Cette mère de deux enfants est directrice du Granite State Progress, un think tank de gauche dont les bureaux sont situés dans la ville de Concord, la capitale du New Hampshire.

Zandra Rice Hawkins, du Granite State Progress, dénonce le fait que les Free Staters veulent couper dans l’éducation et dans les services publics.
Thomas Laberge
Zandra Rice Hawkins, du Granite State Progress, dénonce le fait que les Free Staters veulent couper dans l’éducation et dans les services publics.

Le Granite State Progress surveille les candidats libertariens qui se présentent aux élections. «On informe les gens pour qu’ils sachent s’il y a des membres du FSP sur leur bulletin de vote», m’explique-t-elle.

Elle est préoccupée par les agissements des Free Staters. «Ils veulent couper dans l’éducation et dans les services publics.»

Zandra Rice Hawkins m’apprend également que des membres du FSP veulent la sécession du New Hampshire.

C’est le cas notamment de Steven Elliott. «Je suis pour ça à 100%. Je crois que le gouvernement fédéral a été capturé par des intérêts étrangers anti-américains il y a bien longtemps», me dit l’étudiant en mathématique de 30 ans qui verse régulièrement dans les théories du complot lors de l’entrevue.

«Même si je ne suis pas en faveur de cette option, je crois que c’est bien d’avoir la discussion au sujet de la sécession», affirme pour sa part Jason Sorens. Le fondateur du FSP est d’ailleurs l’auteur d’un livre intitulé Secessionism, dans lequel il soutient que la menace de l’indépendance permet aux minorités d’obtenir plus d’autonomie.

Jason Sorens croit que le mouvement souverainiste québécois a fait du Canada une fédération plus décentralisée et qu’il a permis à la province d’avoir plus d’indépendance. Il souhaite que le New Hampshire s’en inspire. Bien entendu, il souhaite que cette autonomie serve à en faire un État plus permissif pour les individus.

«L’existence d’une forte identité culturelle au Québec a changé la manière dont le Canada fonctionne.
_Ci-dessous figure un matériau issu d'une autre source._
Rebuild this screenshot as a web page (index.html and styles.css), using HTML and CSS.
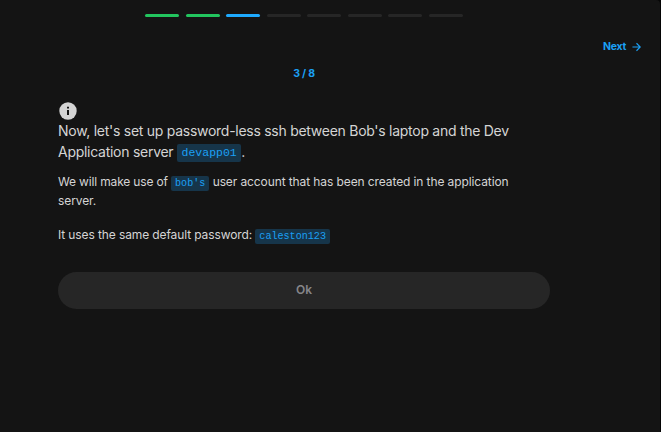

Le gouvernement fédéral a donné des pouvoirs au Québec en ce qui concerne l’immigration», soutient-il.

Selon lui, les États-Unis deviendraient une fédération de plus en plus centralisée alors que le Canada se dirigerait vers la décentralisation. Il cite en exemple le fait que ce sont les provinces qui gèrent leur système de santé.
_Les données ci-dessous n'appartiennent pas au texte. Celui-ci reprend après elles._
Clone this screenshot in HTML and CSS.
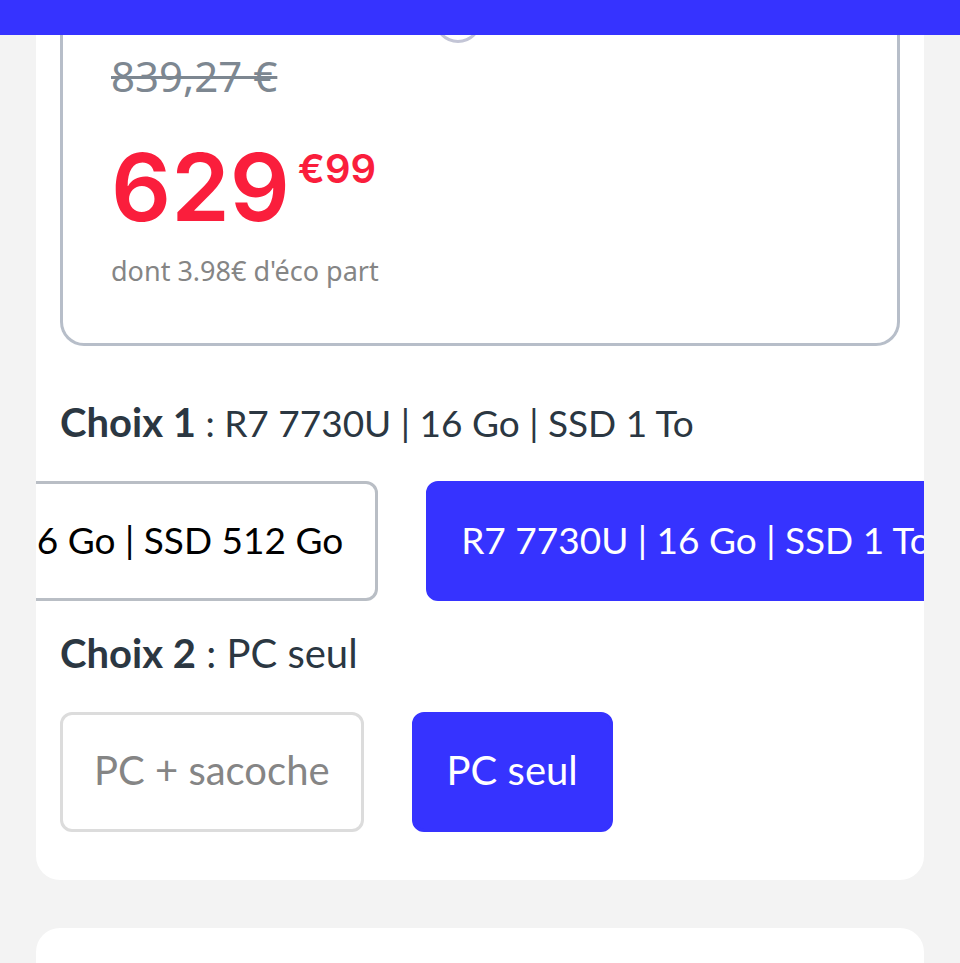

«Le Canada est plus ouvert aux immigrants et plus progressif socialement. Vous avez légalisé la marijuana. Donc, le Canada est plus libertarien que les États-Unis sur certains aspects», affirme-t-il. Jason Sorens nuance toutefois en affirmant que le Canada dépense plus que le gouvernement américain.

Un Bloc libertarien?

Les Free Staters ont peu d’espoir de faire changer les orientations du gouvernement fédéral à court terme, et la plupart d’entre eux ne tiennent pas Donald Trump en très haute estime.

«Je crois que c’est un idiot et un psychopathe, mais je ne suis pas surprise qu’il soit devenu président des États-Unis. Je crois que tous les présidents avant lui étaient aussi des psychopathes», me lance Rachel Goldsmith.
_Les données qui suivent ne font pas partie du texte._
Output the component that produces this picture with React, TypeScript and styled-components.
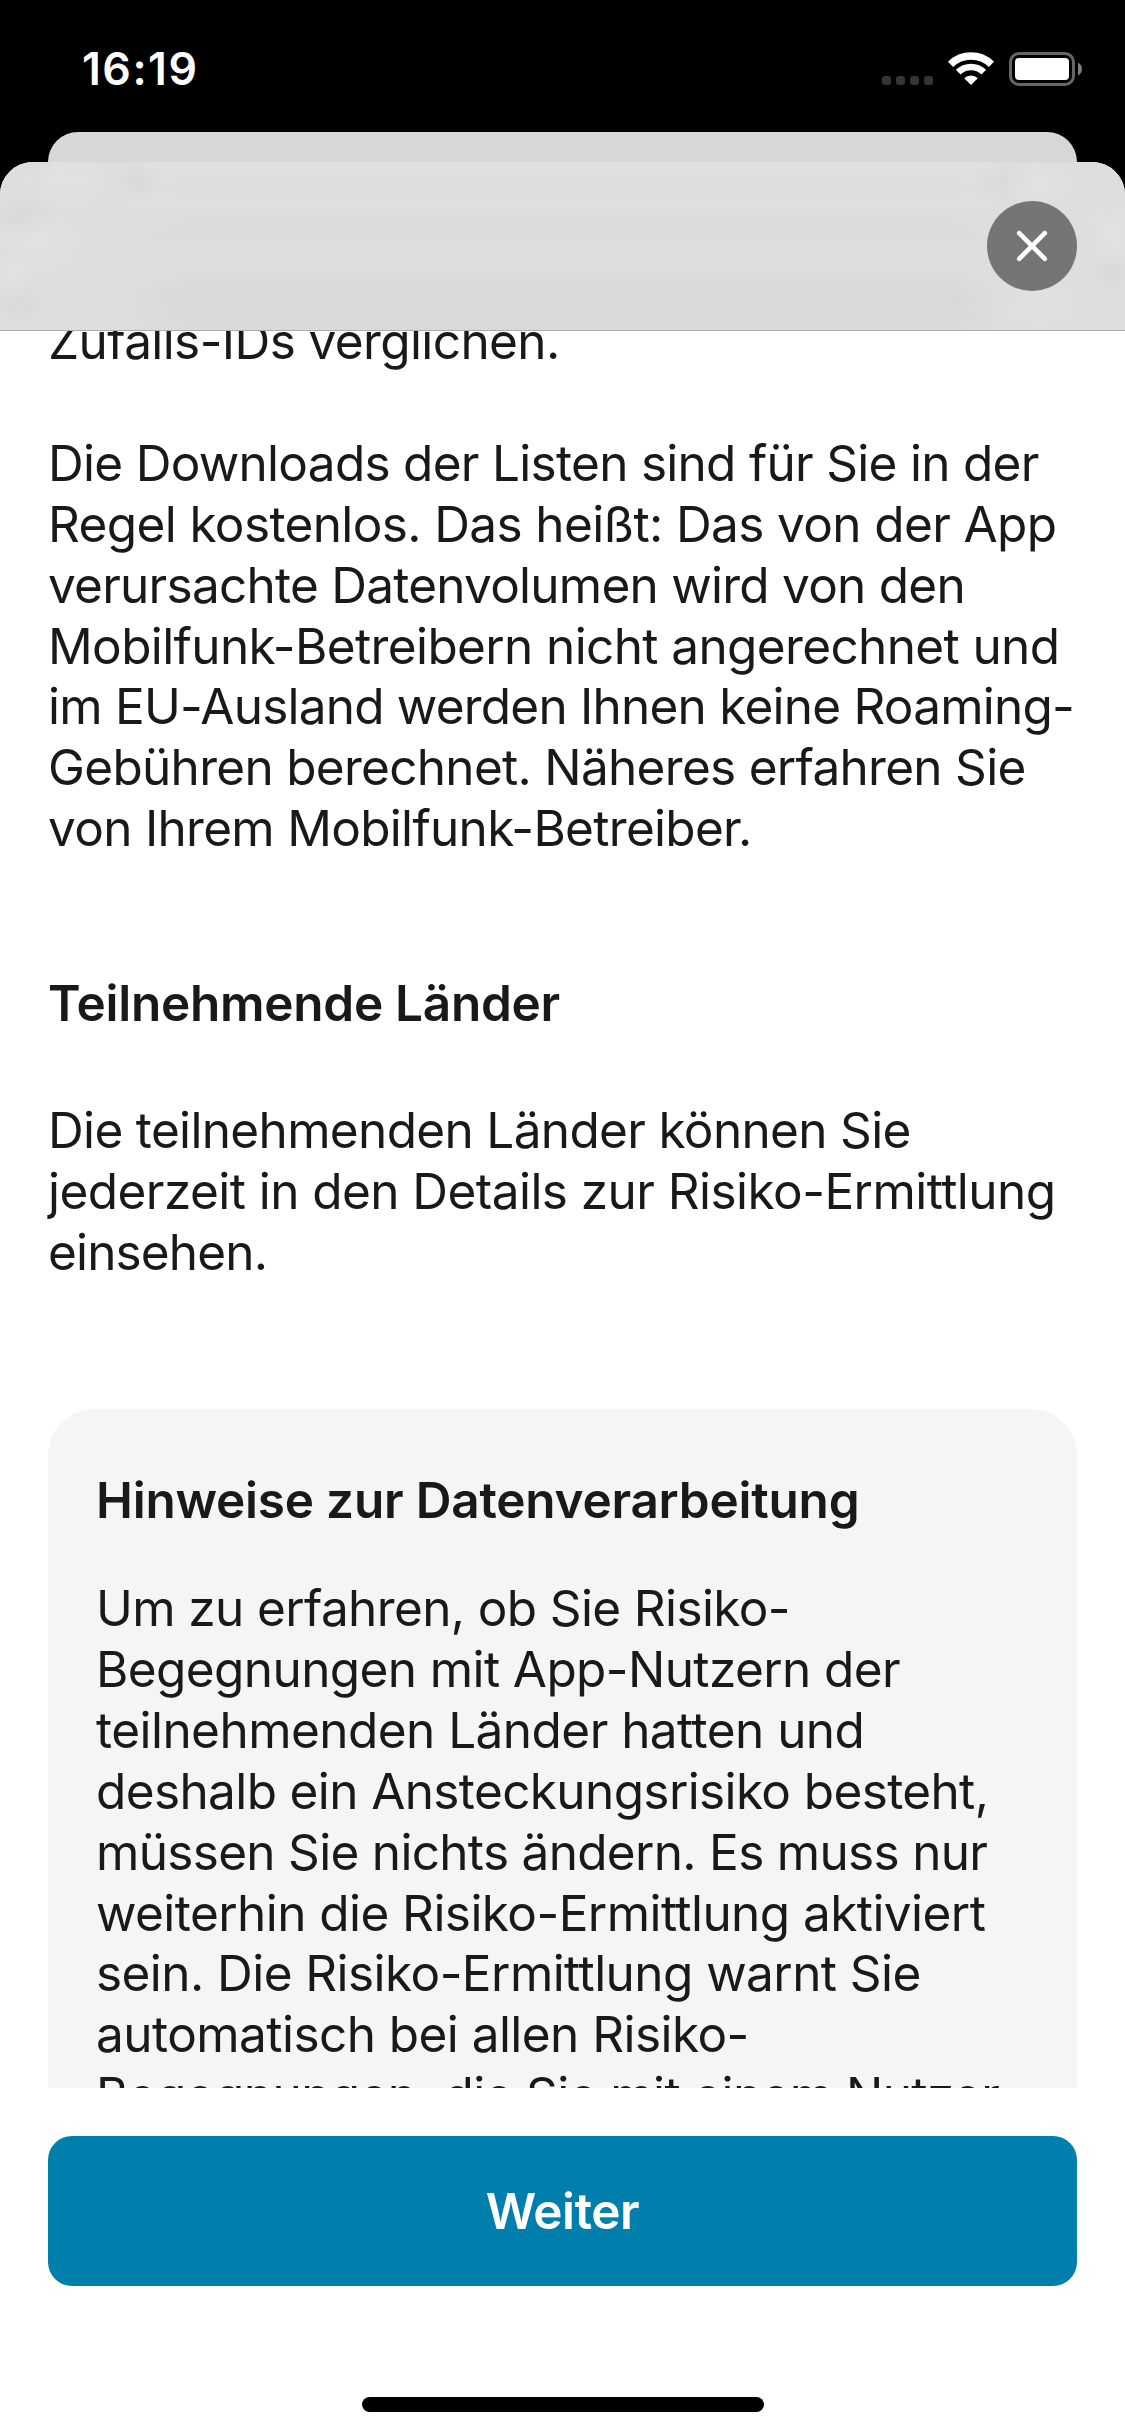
import React from "react";
import styled, { createGlobalStyle } from "styled-components";

const GlobalStyle = createGlobalStyle`
  * { box-sizing: border-box; }
  body { margin: 0; background: #000; }
`;

const Screen = styled.div`
  width: 1125px;
  height: 2436px;
  display: flex;
  flex-direction: column;
  overflow: hidden;
  background: #000;
  color: #17191a;
  font-family: Inter, "Liberation Sans", sans-serif;
  font-size: 49.5px;
  line-height: 60.85px;
`;

const StatusBar = styled.div`
  flex: none;
  height: 132px;
  display: flex;
  justify-content: space-between;
  padding: 0 42px 0 82px;
  color: #fff;
`;

const Clock = styled.div`
  padding-top: 39px;
  font-size: 44.6px;
  font-weight: 600;
  letter-spacing: 1.5px;
`;

const StatusIcons = styled.div`
  display: flex;
  align-items: flex-start;
  padding-top: 52px;
`;

const Dots = styled.div`
  display: flex;
  gap: 5px;
  padding-top: 24px;
  margin-right: 15px;
`;

const Dot = styled.i`
  width: 9px;
  height: 9px;
  border-radius: 3px;
  background: #353535;
`;

const Wifi = styled.svg`
  width: 46px;
  height: 34px;
  margin-right: 15px;
`;

const Battery = styled.svg`
  width: 74px;
  height: 34px;
`;

const BackSheet = styled.div`
  flex: none;
  height: 30px;
  margin: 0 48px;
  border-radius: 30px 30px 0 0;
  background: #d7d7d7;
`;

const Sheet = styled.main`
  flex: 1;
  min-height: 0;
  display: flex;
  flex-direction: column;
  overflow: hidden;
  border-radius: 33px 33px 0 0;
  background: #fff;
`;

const Header = styled.header`
  flex: none;
  height: 169px;
  display: flex;
  justify-content: flex-end;
  align-items: flex-start;
  padding: 39px 48px 0 0;
  border-bottom: 1px solid #adadad;
  background:
    radial-gradient(ellipse 40px 30px at 38px 80px, rgba(227, 227, 227, 0.7), transparent),
    radial-gradient(ellipse 36px 22px at 22px 54px, rgba(215, 215, 215, 0.7), transparent),
    radial-gradient(ellipse 40px 26px at 68px 18px, rgba(228, 228, 228, 0.7), transparent),
    radial-gradient(ellipse 22px 18px at 138px 20px, rgba(214, 214, 214, 0.6), transparent),
    radial-gradient(ellipse 26px 22px at 12px 110px, rgba(228, 228, 228, 0.7), transparent),
    radial-gradient(ellipse 30px 24px at 20px 144px, rgba(216, 216, 216, 0.7), transparent),
    radial-gradient(ellipse 34px 24px at 1036px 24px, rgba(228, 228, 228, 0.7), transparent),
    radial-gradient(ellipse 30px 20px at 1005px 22px, rgba(215, 215, 215, 0.6), transparent),
    radial-gradient(ellipse 24px 30px at 1112px 76px, rgba(228, 228, 228, 0.7), transparent),
    radial-gradient(ellipse 26px 20px at 1112px 110px, rgba(215, 215, 215, 0.7), transparent),
    radial-gradient(ellipse 36px 20px at 1040px 142px, rgba(226, 226, 226, 0.7), transparent),
    linear-gradient(90deg, #dedede 120px, transparent 190px, transparent 950px, #dedede 1010px),
    linear-gradient(#e1e1e1 0, #dddddd 28px, #dfdfdf 34px, #dbdbdb 74px, #dedede 86px, #dedede 104px, #d8d8d8 136px, #dadada 168px);
`;

const CloseButton = styled.button`
  width: 90px;
  height: 90px;
  padding: 0;
  border: 0;
  border-radius: 50%;
  background: #747577;
`;

const CloseIcon = styled.svg`
  display: block;
  width: 90px;
  height: 90px;
`;

const Content = styled.section`
  flex: none;
  height: 1757px;
  overflow: hidden;
  padding: 0 48px;
`;

const Scrolled = styled.div`
  margin-top: -19.6px;
`;

const Paragraph = styled.p<{ $after?: number }>`
  margin: 0 0 ${(p) => p.$after ?? 0}px;
`;

const Title = styled.h2<{ $after: number }>`
  margin: 0 0 ${(p) => p.$after}px;
  font-size: inherit;
  font-weight: 600;
`;

const Line = styled.span<{ $tracking: number }>`
  display: block;
  white-space: nowrap;
  letter-spacing: ${(p) => p.$tracking}px;
`;

const Card = styled.article`
  padding: 60.6px 48px 48px;
  border-radius: 47px;
  background: #f5f5f5;
`;

const Footer = styled.footer`
  flex: 1;
  display: flex;
  flex-direction: column;
  align-items: center;
  justify-content: space-between;
  padding: 48px 48px 24px;
`;

const PrimaryButton = styled.button`
  align-self: stretch;
  height: 150px;
  padding: 0;
  border: 0;
  border-radius: 24px;
  background: #007fad;
  color: #fff;
  font: inherit;
  font-weight: 600;
  letter-spacing: -0.4px;
`;

const HomeIndicator = styled.div`
  width: 402px;
  height: 15px;
  border-radius: 8px;
  background: #000;
`;

type TextLine = [text: string, tracking: number];

const intro: TextLine[] = [["Zufalls-IDs verglichen.", -0.6]];

const downloads: TextLine[] = [
  ["Die Downloads der Listen sind für Sie in der", -0.71],
  ["Regel kostenlos. Das heißt: Das von der App", -0.62],
  ["verursachte Datenvolumen wird von den", -0.75],
  ["Mobilfunk-Betreibern nicht angerechnet und", -0.62],
  ["im EU-Ausland werden Ihnen keine Roaming-", -0.78],
  ["Gebühren berechnet. Näheres erfahren Sie", -0.7],
  ["von Ihrem Mobilfunk-Betreiber.", -0.7],
];

const countries: TextLine[] = [
  ["Die teilnehmenden Länder können Sie", -0.66],
  ["jederzeit in den Details zur Risiko-Ermittlung", -0.55],
  ["einsehen.", -0.85],
];

const privacy: TextLine[] = [
  ["Um zu erfahren, ob Sie Risiko-", -0.62],
  ["Begegnungen mit App-Nutzern der", -0.6],
  ["teilnehmenden Länder hatten und", -0.54],
  ["deshalb ein Ansteckungsrisiko besteht,", -0.62],
  ["müssen Sie nichts ändern. Es muss nur", -0.69],
  ["weiterhin die Risiko-Ermittlung aktiviert", -0.56],
  ["sein. Die Risiko-Ermittlung warnt Sie", -0.56],
  ["automatisch bei allen Risiko-", -0.55],
  ["Begegnungen, die Sie mit einem Nutzer", -0.6],
];

const Lines = ({ lines }: { lines: TextLine[] }) => (
  <>
    {lines.map(([text, tracking]) => (
      <Line key={text} $tracking={tracking}>
        {text}
      </Line>
    ))}
  </>
);

export default function App() {
  return (
    <>
      <GlobalStyle />
      <Screen>
        <StatusBar>
          <Clock>16:19</Clock>
          <StatusIcons>
            <Dots>
              <Dot />
              <Dot />
              <Dot />
              <Dot />
            </Dots>
            <Wifi viewBox="0 0 46 34" fill="none" stroke="#fff">
              <path d="M2.55 12.35A29.3 29.3 0 0 1 43.45 12.35" strokeWidth="7.4" />
              <path d="M10.2 20.2A18.3 18.3 0 0 1 35.8 20.2" strokeWidth="6.6" />
              <path d="M23 33L16.2 26.2A9.7 9.7 0 0 1 29.8 26.2Z" fill="#fff" stroke="none" />
            </Wifi>
            <Battery viewBox="0 0 74 34">
              <rect x="1.5" y="1.5" width="63" height="31" rx="8.5" fill="none" stroke="#666" strokeWidth="3" />
              <rect x="6" y="6" width="54" height="22" rx="4" fill="#fff" />
              <path d="M69 10.7C74.3 12.6 74.3 21.4 69 23.3Z" fill="#808080" />
            </Battery>
          </StatusIcons>
        </StatusBar>
        <BackSheet />
        <Sheet>
          <Header>
            <CloseButton aria-label="Schließen">
              <CloseIcon viewBox="0 0 90 90" stroke="#fff" strokeWidth="4.6" strokeLinecap="round">
                <path d="M32.2 32.2L57.8 57.8M57.8 32.2L32.2 57.8" />
              </CloseIcon>
            </CloseButton>
          </Header>
          <Content>
            <Scrolled>
              <Paragraph $after={60.85}>
                <Lines lines={intro} />
              </Paragraph>
              <Paragraph $after={114.4}>
                <Lines lines={downloads} />
              </Paragraph>
              <Title $after={66}>
                <Line $tracking={-0.27}>Teilnehmende Länder</Line>
              </Title>
              <Paragraph $after={126.2}>
                <Lines lines={countries} />
              </Paragraph>
              <Card>
                <Title $after={48}>
                  <Line $tracking={-0.22}>Hinweise zur Datenverarbeitung</Line>
                </Title>
                <Paragraph>
                  <Lines lines={privacy} />
                </Paragraph>
              </Card>
            </Scrolled>
          </Content>
          <Footer>
            <PrimaryButton>Weiter</PrimaryButton>
            <HomeIndicator />
          </Footer>
        </Sheet>
      </Screen>
    </>
  );
}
Jason Sorens est, quant à lui, plus nuancé, lorsque je lui parle notamment des baisses d’impôts mises de l’avant par le président américain. «Certains libertariens croient que Trump est le meilleur choix aux présidentielles. Il a des politiques qui sont libertariennes, mais d’autres qui sont très nationalistes et qui me posent problème.»

“Éventuellement, le FSP pourrait défendre les intérêts du New Hampshire au congrès. Avoir un impact comme le Bloc québécois à long terme serait quelque chose de souhaitable.”

- Jason Sorens

Il existe un Parti libertarien aux États-Unis, mais son influence reste très marginale. Lors de la dernière élection de 2016, son candidat pour la présidentielle, Gary Johnson, avait récolté 3 % des votes. La meilleure stratégie reste donc de s’installer au New Hampshire pour influencer la politique au niveau de l’État, selon les Free Staters.

Jason Sorens n’exclut pas la possibilité que le groupe tente un jour de faire élire des candidats au palier fédéral. Une stratégie, encore une fois, influencée par les souverainistes québécois.

Mais pour l’heure, le FSP veut se concentrer à rendre le New Hampshire plus libre, et pour ce faire il doit encore attirer plus de 15 000 libertariens. Un objectif que Jason Sorens juge réaliste. «Je ne sais pas combien de temps ça va prendre, mais je crois qu’on va y arriver. Plus le New Hampshire va devenir libertariens et plus on va attirer de gens qui adhèrent à cette philosophie», assure-t-il avec confiance.